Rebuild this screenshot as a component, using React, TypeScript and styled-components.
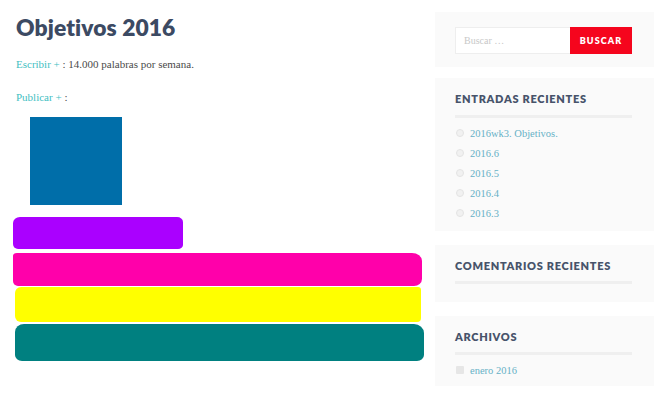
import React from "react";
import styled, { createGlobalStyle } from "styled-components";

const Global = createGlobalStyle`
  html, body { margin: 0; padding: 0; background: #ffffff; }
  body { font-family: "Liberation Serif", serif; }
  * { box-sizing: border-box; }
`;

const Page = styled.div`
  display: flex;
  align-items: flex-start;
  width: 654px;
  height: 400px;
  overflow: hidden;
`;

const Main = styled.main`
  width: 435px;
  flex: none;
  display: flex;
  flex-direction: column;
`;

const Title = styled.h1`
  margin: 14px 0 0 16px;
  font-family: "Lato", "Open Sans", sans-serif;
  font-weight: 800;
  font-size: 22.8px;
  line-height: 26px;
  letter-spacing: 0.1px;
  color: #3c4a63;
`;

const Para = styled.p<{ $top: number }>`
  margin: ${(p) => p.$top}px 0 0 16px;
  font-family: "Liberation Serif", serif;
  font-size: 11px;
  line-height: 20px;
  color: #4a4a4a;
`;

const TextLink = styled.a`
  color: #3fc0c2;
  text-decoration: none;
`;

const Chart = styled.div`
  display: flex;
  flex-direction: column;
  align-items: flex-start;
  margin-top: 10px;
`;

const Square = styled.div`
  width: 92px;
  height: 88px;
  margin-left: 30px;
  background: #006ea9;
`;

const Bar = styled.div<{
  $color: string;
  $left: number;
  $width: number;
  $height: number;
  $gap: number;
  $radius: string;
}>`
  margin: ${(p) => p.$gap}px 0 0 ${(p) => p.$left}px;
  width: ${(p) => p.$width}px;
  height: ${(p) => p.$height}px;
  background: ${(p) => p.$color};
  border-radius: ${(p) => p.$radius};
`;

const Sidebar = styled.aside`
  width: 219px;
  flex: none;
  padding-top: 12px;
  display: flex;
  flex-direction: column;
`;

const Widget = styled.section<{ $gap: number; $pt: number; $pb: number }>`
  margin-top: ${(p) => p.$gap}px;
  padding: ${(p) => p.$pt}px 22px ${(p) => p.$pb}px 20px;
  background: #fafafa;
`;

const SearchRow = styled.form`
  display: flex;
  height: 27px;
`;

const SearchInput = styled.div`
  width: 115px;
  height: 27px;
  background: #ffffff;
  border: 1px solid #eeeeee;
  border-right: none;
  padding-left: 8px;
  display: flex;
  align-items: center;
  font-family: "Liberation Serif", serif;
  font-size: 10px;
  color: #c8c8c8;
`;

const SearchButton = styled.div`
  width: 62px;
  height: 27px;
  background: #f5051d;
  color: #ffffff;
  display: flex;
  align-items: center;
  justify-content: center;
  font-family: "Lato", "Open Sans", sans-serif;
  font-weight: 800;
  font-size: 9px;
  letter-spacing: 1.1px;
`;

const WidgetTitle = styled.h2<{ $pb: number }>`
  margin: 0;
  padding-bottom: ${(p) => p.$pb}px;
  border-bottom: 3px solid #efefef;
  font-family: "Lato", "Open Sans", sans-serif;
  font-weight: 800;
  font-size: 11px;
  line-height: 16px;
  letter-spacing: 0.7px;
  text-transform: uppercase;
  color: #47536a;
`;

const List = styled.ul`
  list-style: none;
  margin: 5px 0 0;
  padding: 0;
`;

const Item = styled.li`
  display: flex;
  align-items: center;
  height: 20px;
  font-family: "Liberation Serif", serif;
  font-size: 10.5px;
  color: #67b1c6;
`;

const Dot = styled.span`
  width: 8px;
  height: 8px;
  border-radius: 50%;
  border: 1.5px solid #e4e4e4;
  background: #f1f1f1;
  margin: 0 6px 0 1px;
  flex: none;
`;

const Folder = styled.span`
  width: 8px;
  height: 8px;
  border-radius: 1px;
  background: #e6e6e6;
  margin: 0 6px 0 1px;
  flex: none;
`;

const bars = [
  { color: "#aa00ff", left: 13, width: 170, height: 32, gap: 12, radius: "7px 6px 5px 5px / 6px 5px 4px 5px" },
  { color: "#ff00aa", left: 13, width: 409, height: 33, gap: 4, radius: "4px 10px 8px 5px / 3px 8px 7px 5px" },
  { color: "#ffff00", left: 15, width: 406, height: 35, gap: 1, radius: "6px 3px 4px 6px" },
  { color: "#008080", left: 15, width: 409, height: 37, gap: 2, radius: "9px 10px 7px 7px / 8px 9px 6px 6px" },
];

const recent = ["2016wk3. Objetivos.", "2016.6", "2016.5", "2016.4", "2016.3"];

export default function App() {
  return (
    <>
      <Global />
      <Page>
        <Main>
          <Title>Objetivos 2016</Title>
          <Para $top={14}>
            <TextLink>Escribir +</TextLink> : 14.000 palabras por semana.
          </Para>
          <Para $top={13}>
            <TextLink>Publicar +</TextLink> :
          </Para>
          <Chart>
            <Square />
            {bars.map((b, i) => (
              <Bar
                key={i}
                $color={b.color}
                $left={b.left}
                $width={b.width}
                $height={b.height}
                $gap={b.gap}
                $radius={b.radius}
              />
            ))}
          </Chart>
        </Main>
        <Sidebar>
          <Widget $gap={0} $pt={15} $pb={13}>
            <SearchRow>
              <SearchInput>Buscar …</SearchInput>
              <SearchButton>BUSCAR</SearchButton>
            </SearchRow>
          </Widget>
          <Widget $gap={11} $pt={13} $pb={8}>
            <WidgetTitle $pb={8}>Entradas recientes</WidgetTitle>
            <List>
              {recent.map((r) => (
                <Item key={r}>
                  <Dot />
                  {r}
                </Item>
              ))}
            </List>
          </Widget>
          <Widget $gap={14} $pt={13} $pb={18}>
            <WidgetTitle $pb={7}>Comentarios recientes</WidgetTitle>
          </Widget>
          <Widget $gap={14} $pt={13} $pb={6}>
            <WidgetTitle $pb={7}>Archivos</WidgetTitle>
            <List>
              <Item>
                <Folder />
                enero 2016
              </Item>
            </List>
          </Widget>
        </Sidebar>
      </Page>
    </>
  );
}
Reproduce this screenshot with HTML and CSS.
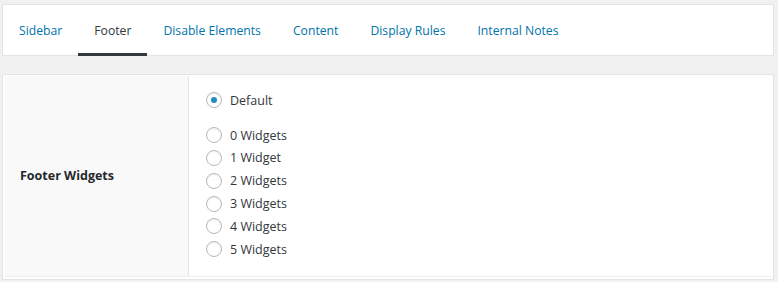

▶ [SET EXERCISE]: Write out the listing word for word, omitting the pictures it holds.

▶ [ANSWER BELOW]:
Rebuild this screenshot as a component, using React, TypeScript and styled-components.
import React from "react";
import styled, { createGlobalStyle } from "styled-components";

const Global = createGlobalStyle`
  html, body { margin: 0; padding: 0; background: #ffffff; }
  body { font-family: "Liberation Serif", serif; }
  * { box-sizing: border-box; }
`;

const Page = styled.div`
  display: flex;
  align-items: flex-start;
  width: 654px;
  height: 400px;
  overflow: hidden;
`;

const Main = styled.main`
  width: 435px;
  flex: none;
  display: flex;
  flex-direction: column;
`;

const Title = styled.h1`
  margin: 14px 0 0 16px;
  font-family: "Lato", "Open Sans", sans-serif;
  font-weight: 800;
  font-size: 22.8px;
  line-height: 26px;
  letter-spacing: 0.1px;
  color: #3c4a63;
`;

const Para = styled.p<{ $top: number }>`
  margin: ${(p) => p.$top}px 0 0 16px;
  font-family: "Liberation Serif", serif;
  font-size: 11px;
  line-height: 20px;
  color: #4a4a4a;
`;

const TextLink = styled.a`
  color: #3fc0c2;
  text-decoration: none;
`;

const Chart = styled.div`
  display: flex;
  flex-direction: column;
  align-items: flex-start;
  margin-top: 10px;
`;

const Square = styled.div`
  width: 92px;
  height: 88px;
  margin-left: 30px;
  background: #006ea9;
`;

const Bar = styled.div<{
  $color: string;
  $left: number;
  $width: number;
  $height: number;
  $gap: number;
  $radius: string;
}>`
  margin: ${(p) => p.$gap}px 0 0 ${(p) => p.$left}px;
  width: ${(p) => p.$width}px;
  height: ${(p) => p.$height}px;
  background: ${(p) => p.$color};
  border-radius: ${(p) => p.$radius};
`;

const Sidebar = styled.aside`
  width: 219px;
  flex: none;
  padding-top: 12px;
  display: flex;
  flex-direction: column;
`;

const Widget = styled.section<{ $gap: number; $pt: number; $pb: number }>`
  margin-top: ${(p) => p.$gap}px;
  padding: ${(p) => p.$pt}px 22px ${(p) => p.$pb}px 20px;
  background: #fafafa;
`;

const SearchRow = styled.form`
  display: flex;
  height: 27px;
`;

const SearchInput = styled.div`
  width: 115px;
  height: 27px;
  background: #ffffff;
  border: 1px solid #eeeeee;
  border-right: none;
  padding-left: 8px;
  display: flex;
  align-items: center;
  font-family: "Liberation Serif", serif;
  font-size: 10px;
  color: #c8c8c8;
`;

const SearchButton = styled.div`
  width: 62px;
  height: 27px;
  background: #f5051d;
  color: #ffffff;
  display: flex;
  align-items: center;
  justify-content: center;
  font-family: "Lato", "Open Sans", sans-serif;
  font-weight: 800;
  font-size: 9px;
  letter-spacing: 1.1px;
`;

const WidgetTitle = styled.h2<{ $pb: number }>`
  margin: 0;
  padding-bottom: ${(p) => p.$pb}px;
  border-bottom: 3px solid #efefef;
  font-family: "Lato", "Open Sans", sans-serif;
  font-weight: 800;
  font-size: 11px;
  line-height: 16px;
  letter-spacing: 0.7px;
  text-transform: uppercase;
  color: #47536a;
`;

const List = styled.ul`
  list-style: none;
  margin: 5px 0 0;
  padding: 0;
`;

const Item = styled.li`
  display: flex;
  align-items: center;
  height: 20px;
  font-family: "Liberation Serif", serif;
  font-size: 10.5px;
  color: #67b1c6;
`;

const Dot = styled.span`
  width: 8px;
  height: 8px;
  border-radius: 50%;
  border: 1.5px solid #e4e4e4;
  background: #f1f1f1;
  margin: 0 6px 0 1px;
  flex: none;
`;

const Folder = styled.span`
  width: 8px;
  height: 8px;
  border-radius: 1px;
  background: #e6e6e6;
  margin: 0 6px 0 1px;
  flex: none;
`;

const bars = [
  { color: "#aa00ff", left: 13, width: 170, height: 32, gap: 12, radius: "7px 6px 5px 5px / 6px 5px 4px 5px" },
  { color: "#ff00aa", left: 13, width: 409, height: 33, gap: 4, radius: "4px 10px 8px 5px / 3px 8px 7px 5px" },
  { color: "#ffff00", left: 15, width: 406, height: 35, gap: 1, radius: "6px 3px 4px 6px" },
  { color: "#008080", left: 15, width: 409, height: 37, gap: 2, radius: "9px 10px 7px 7px / 8px 9px 6px 6px" },
];

const recent = ["2016wk3. Objetivos.", "2016.6", "2016.5", "2016.4", "2016.3"];

export default function App() {
  return (
    <>
      <Global />
      <Page>
        <Main>
          <Title>Objetivos 2016</Title>
          <Para $top={14}>
            <TextLink>Escribir +</TextLink> : 14.000 palabras por semana.
          </Para>
          <Para $top={13}>
            <TextLink>Publicar +</TextLink> :
          </Para>
          <Chart>
            <Square />
            {bars.map((b, i) => (
              <Bar
                key={i}
                $color={b.color}
                $left={b.left}
                $width={b.width}
                $height={b.height}
                $gap={b.gap}
                $radius={b.radius}
              />
            ))}
          </Chart>
        </Main>
        <Sidebar>
          <Widget $gap={0} $pt={15} $pb={13}>
            <SearchRow>
              <SearchInput>Buscar …</SearchInput>
              <SearchButton>BUSCAR</SearchButton>
            </SearchRow>
          </Widget>
          <Widget $gap={11} $pt={13} $pb={8}>
            <WidgetTitle $pb={8}>Entradas recientes</WidgetTitle>
            <List>
              {recent.map((r) => (
                <Item key={r}>
                  <Dot />
                  {r}
                </Item>
              ))}
            </List>
          </Widget>
          <Widget $gap={14} $pt={13} $pb={18}>
            <WidgetTitle $pb={7}>Comentarios recientes</WidgetTitle>
          </Widget>
          <Widget $gap={14} $pt={13} $pb={6}>
            <WidgetTitle $pb={7}>Archivos</WidgetTitle>
            <List>
              <Item>
                <Folder />
                enero 2016
              </Item>
            </List>
          </Widget>
        </Sidebar>
      </Page>
    </>
  );
}
Reproduce this screenshot with HTML and CSS.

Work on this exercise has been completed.